I have a column with lengthy strings that I need to extract only a portion of to analyse. I need to extract a substring that contains the 5 sentences before and after occurrences of a keyword, excluding repeated sentences.
For example, the original cell structure might contain 4 mentions to the keyword:
This is one sentence. And another. And another. And another. And another. And another. And another. And another. And another. Here, there is a first mention to the keyword. Another sentence. And another. And another. And another. And another. A second mention to the keyword. This is another. And another. And another. And another. And another. And another. And another. And another. And another. And another. A third mention to the keyword. And a forth mention. Another sentence. And another. And another. And another. And another. And another. And another. And another. And another. And another. And another. And another. And another. And another. And another. And another. And another. And another. And another. And another.
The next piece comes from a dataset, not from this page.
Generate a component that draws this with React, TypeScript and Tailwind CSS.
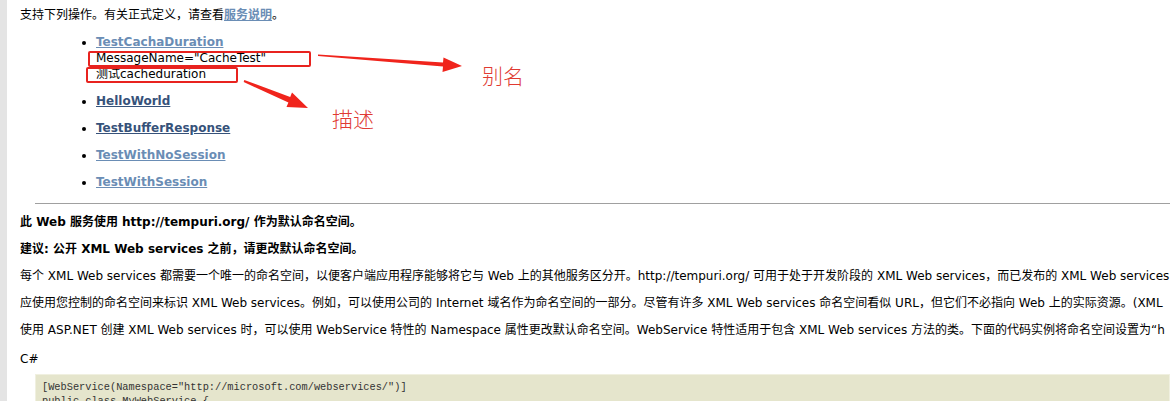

And another. And another. And another. And another. And another. And another. And another. And another. And another. And another. (...) And another. And another.
The expected new cell would be:
And another. And another. And another. And another. And another. Here, there is a first mention to the keyword. Another sentence. And another. And another. And another. And another. A second mention to the keyword. This is another. And another. And another. And another. And another. And another. And another. And another. And another. And another. A third mention to the keyword. And a forth mention. Another sentence. And another. And another. And another. And another.
Is there are a way to do this adding a column based on a column in OpenRefine with a GREL function? Thanks for your help!